だれもが、キケンな原発の再稼働にOKを出さない。
これでは明らかに、国家レベルの利益がそこなわれると判断したとき、わたしは国益優先は当然だろうと考えている。
ところがこういういい方をすると、「その国益とはなんだ? 一部権力者と大資本の利益のことではないか」と突っ込んでくる。
たしかにそういった側面がないとはいえず、不正や不当な利益はきびしく監視し、告発する必要があるだろう。国益と住民レベルの利害は、可能な限り調整され、妥協がはかられるべきである。
それでも妥協点がみつからなければ、国益優先。
だから「原発再稼働」を“やむをえないこと”とわたしは表現したのである。
反原発をとなえている人の中には、「自分のところさえよければ、他は知ったことか」と考えている人がいる。
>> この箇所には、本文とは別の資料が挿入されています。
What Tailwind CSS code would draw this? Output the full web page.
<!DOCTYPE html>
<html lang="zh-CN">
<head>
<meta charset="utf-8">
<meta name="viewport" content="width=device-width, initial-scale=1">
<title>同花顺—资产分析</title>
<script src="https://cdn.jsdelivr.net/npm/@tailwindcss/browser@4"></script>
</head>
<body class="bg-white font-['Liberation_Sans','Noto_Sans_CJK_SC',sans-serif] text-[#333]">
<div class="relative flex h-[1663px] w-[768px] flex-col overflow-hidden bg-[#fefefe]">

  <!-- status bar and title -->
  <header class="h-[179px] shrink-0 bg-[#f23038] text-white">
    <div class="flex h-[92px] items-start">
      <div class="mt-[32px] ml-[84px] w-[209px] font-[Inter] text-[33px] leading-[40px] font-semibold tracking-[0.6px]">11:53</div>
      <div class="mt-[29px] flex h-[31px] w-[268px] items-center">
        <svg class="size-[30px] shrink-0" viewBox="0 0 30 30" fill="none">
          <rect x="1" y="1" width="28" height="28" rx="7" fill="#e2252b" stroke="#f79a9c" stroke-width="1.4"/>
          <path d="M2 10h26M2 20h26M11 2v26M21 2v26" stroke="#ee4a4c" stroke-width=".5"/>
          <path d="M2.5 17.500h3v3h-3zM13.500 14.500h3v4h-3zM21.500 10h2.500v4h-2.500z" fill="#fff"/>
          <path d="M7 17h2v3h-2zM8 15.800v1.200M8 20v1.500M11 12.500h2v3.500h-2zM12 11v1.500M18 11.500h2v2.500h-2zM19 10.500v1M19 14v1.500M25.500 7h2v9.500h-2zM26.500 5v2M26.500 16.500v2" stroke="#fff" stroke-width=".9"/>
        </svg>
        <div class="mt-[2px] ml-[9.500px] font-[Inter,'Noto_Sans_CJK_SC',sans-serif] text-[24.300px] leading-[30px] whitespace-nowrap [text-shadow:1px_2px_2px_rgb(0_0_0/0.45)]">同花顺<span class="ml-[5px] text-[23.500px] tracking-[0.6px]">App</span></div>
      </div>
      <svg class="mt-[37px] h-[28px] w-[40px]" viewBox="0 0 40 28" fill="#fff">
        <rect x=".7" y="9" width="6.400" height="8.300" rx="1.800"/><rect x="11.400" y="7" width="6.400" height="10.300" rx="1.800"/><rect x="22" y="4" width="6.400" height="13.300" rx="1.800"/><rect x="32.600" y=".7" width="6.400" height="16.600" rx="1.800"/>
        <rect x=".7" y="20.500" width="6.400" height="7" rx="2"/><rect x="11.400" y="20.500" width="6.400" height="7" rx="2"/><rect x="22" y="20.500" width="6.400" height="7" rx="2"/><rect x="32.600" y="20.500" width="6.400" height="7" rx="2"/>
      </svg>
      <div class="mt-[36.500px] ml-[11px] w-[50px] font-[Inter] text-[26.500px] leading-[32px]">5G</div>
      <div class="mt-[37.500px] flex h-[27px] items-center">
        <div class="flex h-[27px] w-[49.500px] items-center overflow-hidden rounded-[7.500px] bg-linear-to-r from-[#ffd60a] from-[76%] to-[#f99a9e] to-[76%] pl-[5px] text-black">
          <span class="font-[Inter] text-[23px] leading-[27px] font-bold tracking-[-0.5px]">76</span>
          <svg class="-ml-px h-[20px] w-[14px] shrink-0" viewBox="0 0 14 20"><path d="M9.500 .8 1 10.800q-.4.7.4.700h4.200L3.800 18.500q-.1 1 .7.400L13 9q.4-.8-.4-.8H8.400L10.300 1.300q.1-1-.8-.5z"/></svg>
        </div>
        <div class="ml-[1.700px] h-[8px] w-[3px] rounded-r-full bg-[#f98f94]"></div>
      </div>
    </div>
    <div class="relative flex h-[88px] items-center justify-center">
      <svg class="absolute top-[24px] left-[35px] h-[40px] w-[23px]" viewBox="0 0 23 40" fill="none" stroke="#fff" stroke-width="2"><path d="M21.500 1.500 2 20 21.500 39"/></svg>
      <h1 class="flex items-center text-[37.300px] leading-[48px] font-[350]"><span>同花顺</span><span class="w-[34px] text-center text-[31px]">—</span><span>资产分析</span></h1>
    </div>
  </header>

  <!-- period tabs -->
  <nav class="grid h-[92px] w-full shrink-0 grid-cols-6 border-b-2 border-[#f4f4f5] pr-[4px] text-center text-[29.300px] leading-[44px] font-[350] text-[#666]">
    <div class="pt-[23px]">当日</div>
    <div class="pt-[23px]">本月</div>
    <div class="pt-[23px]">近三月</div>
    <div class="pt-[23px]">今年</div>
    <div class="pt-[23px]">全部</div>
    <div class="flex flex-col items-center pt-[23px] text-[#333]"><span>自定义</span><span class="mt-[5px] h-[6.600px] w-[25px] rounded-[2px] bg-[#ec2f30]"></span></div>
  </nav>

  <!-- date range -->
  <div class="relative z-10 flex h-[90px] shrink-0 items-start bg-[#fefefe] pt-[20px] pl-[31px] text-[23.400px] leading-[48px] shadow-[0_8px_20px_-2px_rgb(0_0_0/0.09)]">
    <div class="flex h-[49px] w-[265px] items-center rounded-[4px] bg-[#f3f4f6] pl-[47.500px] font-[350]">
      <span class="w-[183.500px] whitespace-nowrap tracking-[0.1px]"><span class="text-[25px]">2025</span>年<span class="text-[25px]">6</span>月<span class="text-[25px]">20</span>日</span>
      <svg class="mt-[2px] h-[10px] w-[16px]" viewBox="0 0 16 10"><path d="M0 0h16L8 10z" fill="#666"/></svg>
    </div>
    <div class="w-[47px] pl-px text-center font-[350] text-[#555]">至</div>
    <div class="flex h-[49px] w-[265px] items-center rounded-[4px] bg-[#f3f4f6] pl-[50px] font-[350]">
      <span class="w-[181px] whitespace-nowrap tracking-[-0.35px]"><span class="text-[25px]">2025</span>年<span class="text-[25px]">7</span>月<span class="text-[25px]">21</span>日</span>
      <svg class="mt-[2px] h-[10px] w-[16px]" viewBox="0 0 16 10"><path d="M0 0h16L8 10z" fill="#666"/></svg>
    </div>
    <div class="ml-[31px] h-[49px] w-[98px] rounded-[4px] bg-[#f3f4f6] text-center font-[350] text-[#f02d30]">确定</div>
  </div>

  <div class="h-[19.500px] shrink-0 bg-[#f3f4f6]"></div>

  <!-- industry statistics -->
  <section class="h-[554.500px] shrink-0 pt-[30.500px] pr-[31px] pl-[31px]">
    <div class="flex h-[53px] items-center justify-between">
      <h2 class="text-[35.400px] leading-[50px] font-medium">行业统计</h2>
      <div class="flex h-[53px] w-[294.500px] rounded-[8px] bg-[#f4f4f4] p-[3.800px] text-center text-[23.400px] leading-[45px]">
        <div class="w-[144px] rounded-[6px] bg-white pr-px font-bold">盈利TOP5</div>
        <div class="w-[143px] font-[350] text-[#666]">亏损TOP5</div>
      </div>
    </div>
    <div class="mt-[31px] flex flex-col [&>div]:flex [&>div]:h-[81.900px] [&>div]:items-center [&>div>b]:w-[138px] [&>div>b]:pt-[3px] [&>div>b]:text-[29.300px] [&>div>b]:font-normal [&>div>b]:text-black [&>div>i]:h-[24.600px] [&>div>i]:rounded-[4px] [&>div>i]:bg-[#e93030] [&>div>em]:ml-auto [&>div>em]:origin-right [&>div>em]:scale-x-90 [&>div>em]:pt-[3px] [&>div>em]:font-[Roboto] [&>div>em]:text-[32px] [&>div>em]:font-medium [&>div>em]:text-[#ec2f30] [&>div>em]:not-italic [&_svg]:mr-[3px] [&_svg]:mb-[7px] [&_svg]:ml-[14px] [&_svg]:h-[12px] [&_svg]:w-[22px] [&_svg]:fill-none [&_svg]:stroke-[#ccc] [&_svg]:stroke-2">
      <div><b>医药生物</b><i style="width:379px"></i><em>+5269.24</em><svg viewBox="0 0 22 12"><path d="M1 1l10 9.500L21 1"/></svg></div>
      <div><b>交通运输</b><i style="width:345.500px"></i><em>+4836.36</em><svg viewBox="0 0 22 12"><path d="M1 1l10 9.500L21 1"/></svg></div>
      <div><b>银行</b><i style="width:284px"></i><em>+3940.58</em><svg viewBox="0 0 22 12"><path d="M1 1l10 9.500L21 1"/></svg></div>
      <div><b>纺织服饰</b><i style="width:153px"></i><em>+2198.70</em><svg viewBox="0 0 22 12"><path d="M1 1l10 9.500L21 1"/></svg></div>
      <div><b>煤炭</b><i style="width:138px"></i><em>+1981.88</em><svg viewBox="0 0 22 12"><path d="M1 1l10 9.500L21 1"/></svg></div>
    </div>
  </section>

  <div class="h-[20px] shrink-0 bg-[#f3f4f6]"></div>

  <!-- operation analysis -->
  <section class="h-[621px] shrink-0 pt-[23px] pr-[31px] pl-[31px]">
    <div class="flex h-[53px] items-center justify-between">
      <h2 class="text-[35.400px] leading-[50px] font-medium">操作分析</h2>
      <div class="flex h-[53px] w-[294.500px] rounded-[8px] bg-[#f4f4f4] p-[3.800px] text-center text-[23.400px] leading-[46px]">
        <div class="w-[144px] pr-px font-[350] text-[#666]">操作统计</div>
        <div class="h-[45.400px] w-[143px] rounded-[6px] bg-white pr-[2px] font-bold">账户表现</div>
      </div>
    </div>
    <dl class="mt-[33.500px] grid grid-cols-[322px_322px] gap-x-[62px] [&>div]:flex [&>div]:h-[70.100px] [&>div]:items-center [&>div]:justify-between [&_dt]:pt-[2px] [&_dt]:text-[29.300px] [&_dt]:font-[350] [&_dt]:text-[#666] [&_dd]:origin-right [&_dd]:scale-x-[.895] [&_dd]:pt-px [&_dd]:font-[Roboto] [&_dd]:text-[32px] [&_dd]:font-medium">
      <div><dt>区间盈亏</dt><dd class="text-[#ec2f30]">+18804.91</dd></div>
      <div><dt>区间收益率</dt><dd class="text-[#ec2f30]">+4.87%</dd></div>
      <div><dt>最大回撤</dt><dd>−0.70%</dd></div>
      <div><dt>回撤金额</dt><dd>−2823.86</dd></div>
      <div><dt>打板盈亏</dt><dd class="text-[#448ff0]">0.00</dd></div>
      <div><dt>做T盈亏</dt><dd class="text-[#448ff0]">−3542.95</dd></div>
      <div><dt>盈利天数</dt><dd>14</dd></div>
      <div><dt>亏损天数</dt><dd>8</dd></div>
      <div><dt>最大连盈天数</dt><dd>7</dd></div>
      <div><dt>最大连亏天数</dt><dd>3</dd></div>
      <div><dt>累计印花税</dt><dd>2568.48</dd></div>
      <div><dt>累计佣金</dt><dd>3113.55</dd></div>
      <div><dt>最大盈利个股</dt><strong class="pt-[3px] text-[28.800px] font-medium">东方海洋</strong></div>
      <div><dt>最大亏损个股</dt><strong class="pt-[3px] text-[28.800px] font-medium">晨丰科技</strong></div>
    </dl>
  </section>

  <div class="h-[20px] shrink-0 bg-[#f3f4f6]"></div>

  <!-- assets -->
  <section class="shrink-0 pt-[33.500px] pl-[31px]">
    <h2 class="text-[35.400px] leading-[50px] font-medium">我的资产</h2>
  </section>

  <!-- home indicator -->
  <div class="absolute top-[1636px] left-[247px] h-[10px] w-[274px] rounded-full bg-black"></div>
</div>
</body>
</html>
一つ例をあげれば、今回の震災のゴミの処分問題。どこの自治体も震災ゴミの引き受けを容認していない。「被災地だけではとてもゴミの処分が間に合わない。どうか一部でいいから、引き取ってもらいたい」
これはかなり深刻な状況らしいが「自分のところだけでせいいっぱい」といって、引き受け手はあらわれないようである。
こういうところに、近代ヒューマニズムの限界が露呈する。
いまさらいうまでもないが、キレイごとだけではすまないのが、国政の運営である。野次馬や万年野党の諸氏はなんとでもいえるけれど。